The reason for this is because we’re limited in the number of family members we have and also there’s no reason to think that a family member would be better able to run these businesses than a professional who has been in that particular industry for a long time.”
Key to their success is in their recruitment of people that share the firm’s core values
“From the beginning, my grandfather believed in focusing on the long-term and nurturing client relationships,” says Binoy. “This is something built into our family’s DNA. The people we employ share this attitude, too. Some businesses take the short view but we thrive on the long- term approach. This value system is the most important thing in our business – at the root of everything we do.”
Another legacy that continues to flourish is its founder’s devotion to philanthropy.
Meghraj Group is involved in various philanthropic initiatives, both through work done directly by the family’s foundations, the Meghraj Charitable Foundation and the M. P. Shah Charitable Foundation and also through other independent charities they support.
“We picked up where my father left off,” explains Vipin.
“There are institutions, like a hospital he set up in Nairobi, that continues to my father left off,” explains Vipin.

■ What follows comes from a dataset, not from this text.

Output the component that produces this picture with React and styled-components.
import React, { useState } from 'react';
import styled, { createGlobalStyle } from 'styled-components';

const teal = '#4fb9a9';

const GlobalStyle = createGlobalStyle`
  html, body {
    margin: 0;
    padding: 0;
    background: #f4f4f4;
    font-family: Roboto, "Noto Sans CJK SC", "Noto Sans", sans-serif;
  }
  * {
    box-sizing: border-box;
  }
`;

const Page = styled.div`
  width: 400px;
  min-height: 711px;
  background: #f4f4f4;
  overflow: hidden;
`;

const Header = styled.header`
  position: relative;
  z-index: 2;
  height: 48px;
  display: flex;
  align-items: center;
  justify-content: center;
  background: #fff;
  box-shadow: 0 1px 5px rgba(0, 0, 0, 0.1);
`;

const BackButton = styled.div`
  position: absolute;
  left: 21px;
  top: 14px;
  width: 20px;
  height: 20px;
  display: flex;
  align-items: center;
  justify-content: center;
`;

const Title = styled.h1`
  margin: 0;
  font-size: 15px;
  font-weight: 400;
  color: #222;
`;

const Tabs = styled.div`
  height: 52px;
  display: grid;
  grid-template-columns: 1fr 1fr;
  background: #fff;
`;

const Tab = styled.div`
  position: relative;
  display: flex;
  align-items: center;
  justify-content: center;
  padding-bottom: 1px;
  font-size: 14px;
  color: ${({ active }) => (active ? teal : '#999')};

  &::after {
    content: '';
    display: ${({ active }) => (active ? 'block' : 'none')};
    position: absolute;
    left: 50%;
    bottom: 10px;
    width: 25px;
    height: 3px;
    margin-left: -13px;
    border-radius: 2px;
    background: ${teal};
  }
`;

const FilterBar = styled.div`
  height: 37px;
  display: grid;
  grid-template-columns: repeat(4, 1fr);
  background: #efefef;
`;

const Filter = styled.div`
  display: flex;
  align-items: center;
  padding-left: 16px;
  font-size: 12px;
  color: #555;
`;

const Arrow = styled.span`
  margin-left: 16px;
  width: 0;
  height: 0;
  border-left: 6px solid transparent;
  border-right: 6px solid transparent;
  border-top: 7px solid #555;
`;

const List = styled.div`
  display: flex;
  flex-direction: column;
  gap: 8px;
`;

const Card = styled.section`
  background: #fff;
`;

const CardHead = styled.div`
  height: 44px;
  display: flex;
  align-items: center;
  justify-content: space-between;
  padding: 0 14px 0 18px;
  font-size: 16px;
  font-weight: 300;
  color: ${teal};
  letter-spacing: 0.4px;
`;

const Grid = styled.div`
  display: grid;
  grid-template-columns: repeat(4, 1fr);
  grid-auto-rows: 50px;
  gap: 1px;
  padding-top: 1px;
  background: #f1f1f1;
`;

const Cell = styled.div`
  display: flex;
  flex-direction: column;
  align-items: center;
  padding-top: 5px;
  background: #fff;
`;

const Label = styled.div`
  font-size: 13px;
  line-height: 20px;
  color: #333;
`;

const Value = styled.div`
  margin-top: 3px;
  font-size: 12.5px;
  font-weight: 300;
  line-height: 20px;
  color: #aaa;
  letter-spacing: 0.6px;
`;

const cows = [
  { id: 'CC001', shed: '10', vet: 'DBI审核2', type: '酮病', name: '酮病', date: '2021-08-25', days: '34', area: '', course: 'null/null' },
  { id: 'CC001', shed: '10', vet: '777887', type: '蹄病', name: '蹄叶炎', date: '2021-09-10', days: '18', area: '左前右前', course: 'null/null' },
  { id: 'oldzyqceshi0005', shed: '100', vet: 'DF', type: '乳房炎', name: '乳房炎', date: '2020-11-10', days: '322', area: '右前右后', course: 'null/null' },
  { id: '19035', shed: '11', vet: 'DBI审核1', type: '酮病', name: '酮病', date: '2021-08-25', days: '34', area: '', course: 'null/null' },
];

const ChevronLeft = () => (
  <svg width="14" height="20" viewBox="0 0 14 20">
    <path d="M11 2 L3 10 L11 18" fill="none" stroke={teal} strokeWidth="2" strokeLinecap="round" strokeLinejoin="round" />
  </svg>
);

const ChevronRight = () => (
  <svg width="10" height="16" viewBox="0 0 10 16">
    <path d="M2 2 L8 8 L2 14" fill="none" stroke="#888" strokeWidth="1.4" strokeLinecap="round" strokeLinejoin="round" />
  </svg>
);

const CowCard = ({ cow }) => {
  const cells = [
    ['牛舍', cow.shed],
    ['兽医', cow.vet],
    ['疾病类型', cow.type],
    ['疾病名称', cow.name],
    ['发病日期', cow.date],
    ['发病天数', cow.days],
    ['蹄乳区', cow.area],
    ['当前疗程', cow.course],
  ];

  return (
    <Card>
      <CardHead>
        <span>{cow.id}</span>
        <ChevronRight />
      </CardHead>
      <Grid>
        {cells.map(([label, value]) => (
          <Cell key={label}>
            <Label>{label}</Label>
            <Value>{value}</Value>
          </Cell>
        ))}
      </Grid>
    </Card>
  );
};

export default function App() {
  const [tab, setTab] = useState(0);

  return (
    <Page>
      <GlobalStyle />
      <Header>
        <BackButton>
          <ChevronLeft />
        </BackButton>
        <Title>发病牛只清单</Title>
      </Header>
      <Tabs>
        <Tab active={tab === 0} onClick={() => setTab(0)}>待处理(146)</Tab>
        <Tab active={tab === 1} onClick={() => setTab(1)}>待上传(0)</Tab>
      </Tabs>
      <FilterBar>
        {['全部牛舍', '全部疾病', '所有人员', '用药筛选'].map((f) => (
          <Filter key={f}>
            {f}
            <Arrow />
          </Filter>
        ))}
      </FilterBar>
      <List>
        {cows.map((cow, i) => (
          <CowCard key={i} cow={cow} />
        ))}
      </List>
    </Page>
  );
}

“There are institutions, like a hospital he set up in Nairobi, that continues to thrive today. Healthcare and education are our philanthropic priorities but we’re involved with all sorts of other organisations, too.”
“I never met my grandfather but that legacy and the values that he’d imbued in his children have carried on very naturally to the next generation, continues Binoy.
“As well as education, I’m interested in entrepreneurship. If we can support smaller companies, in places like India, and help get them up and running, it will increase the value of those businesses, so they can employ more people. It can have a huge knock- on effect.”
This idea of mentorship and support runs through the veins of Meghraj Group. Even though Binoy is trusted to do his own thing, he still turns to his father and uncle if he needs advice or a sounding board.
“It’s very important for me to be able to go to my father and my uncle and to ask them for advice. It’s helpful to have their input because they have so much experience of the business and the clients.”
As our interview draws to a close and Binoy prepares to head to the airport for a flight to Dubai, it’s obvious the close bond between father and son.
Yes, together they may run a successful global empire built on client relationships, but at the end of the day they’re family, and that’s the most important relationship of all.